Em números absolutos, o século 20, com seus cerca de 100 milhões de massacrados, é o campeão, mas é preciso olhar para a série longa e fazendo as correções necessárias para compensar o crescimento populacional. Aqui, de acordo com dados e análises produzidos por autores como Lawrence Keeley e Stephen LeBlanc, diminuímos não apenas a frequência dos ataques a nossos vizinhos como também a percentagem das pessoas assassinadas em cada investida. Se as taxas de morticínio verificadas entre os "bons selvagens" fossem aplicadas ao século 20, o saldo de óbitos excederia facilmente os 2 bilhões.
E podemos acrescentar outros itens à lista de melhorias, como a virtual extinção da escravidão e do sacrifício humano. Também estão em baixa em praticamente todos os sistemas jurídicos do mundo a tortura e mutilações. A própria pena de morte, embora ainda esteja longe de acabar, já não é em nenhum lugar aplicada para delitos menores bem, talvez o Irã seja uma exceção.
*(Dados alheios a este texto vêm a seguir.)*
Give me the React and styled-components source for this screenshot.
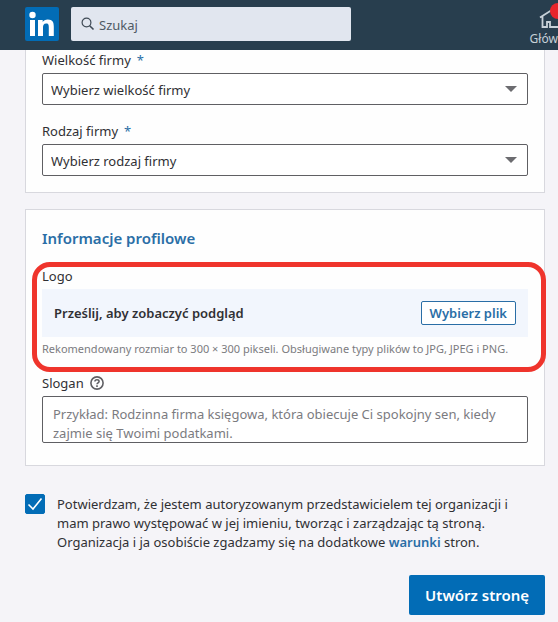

Quem descreve bem o movimento é o filósofo Peter Singer, para o qual a humanidade vem ao longo da história expandindo seu círculo de solidariedade moral. Nos primórdios, o homem ligava apenas para si mesmo e, às vezes, para a sua família. Com o decorrer do tempo passou a preocupar-se também com seus vizinhos, compatriotas irmãos de fé e, por fim, com todo o gênero humano, incluindo, categorias que até hoje despertam alguma polêmica, como criminosos. Agora, alguns de nós começam a colocar bichos dentro do círculo, como o atestam organizações que militam pelos direitos dos animais, se é que a expressão faz algum sentido.
É por essas e outras que eu acho que dá para falar em progresso moral da humanidade, do qual a campanha pelos direitos humanos, em que pese um ou outro exagero, vem sendo um dos pilares. Não me parece que já estejamos prontos para dispensá-la.